La chiesa era stata fondata nel IV secolo, riedificata, distrutta dal Barbarossa e ricostruita nel XIII secolo dal Bernabò Visconti di cui sopra, che riteneva comodo ed opportuno avere la cappella di famiglia sotto casa, la famigerata Ca’ di Can, In stile goticheggiante italiano, la chiesa era ricca di affreschi ed era famosa per ospitare nell’abside il celeberrimo monumento sepolcrale commissionato in vita dallo stesso Bernabò, monumento che oggi possiamo ammirare al Castello Sforzesco. La grandiosa opera era originariamente coperta di lamine d’oro ed era stata collocata proprio dietro l’altar maggiore in modo che lo scintillio dell’oro oscurasse le immagini sacre che la circondavano, ed affermasse in questo modo l’assoluto dominio di Bernabò sulla città.

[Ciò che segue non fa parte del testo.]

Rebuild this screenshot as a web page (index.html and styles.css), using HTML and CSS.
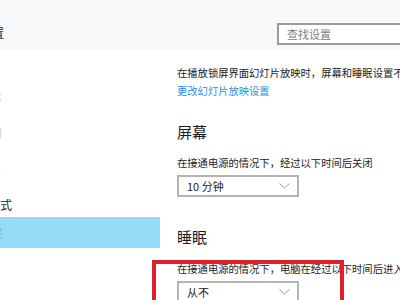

Finita l’era dei Visconti, la chiesa entrò in possesso dell’ordine dei carmelitani che l’abbellirono ulteriormente con una facciata barocca. Era insomma un gran bel edificio che però non fermò la furia distruttrice prima degli austriaci e poi dei francesi: sconsacrata, venne ridotta a magazzino e le opere d’arte disseminate per la città, con le tombe di Bernabò e della moglie Regina traslate in una controfacciata della vicina chiesa di Sant’Alessandro.
Ma non è finita.
Nel 1884, per permettere l’apertura di via Mazzini, gli urbanisti del tempo tagliarono di netto la parte anteriore (navate e campanile tra i più alti di Milano) appiccicando la facciata a ridosso dell’abside, e l’edificio “incerottato” per così dire venne ceduto ai Valdesi, che la rappezzarono a loro volta al meglio utilizzandola sino al 1945, quando vennero a loro volta sfrattati e trasferiti all’inizio di via Francesco Sforza. I valdesi però si portarono giustamente appresso la storica facciata che è oggi utilizzata come fronte del loro nuovo tempio.
Tristemente, quel che resta in loco dell’antica e sontuosa chiesa di San Giovanni in Conca è il dent cariaa, ma per fortuna allo scempio totale di superficie è sopravvissuta la meravigliosa cripta romana, visitabile gratuitamente in alcune giornate grazie ai volontari del Touring Club.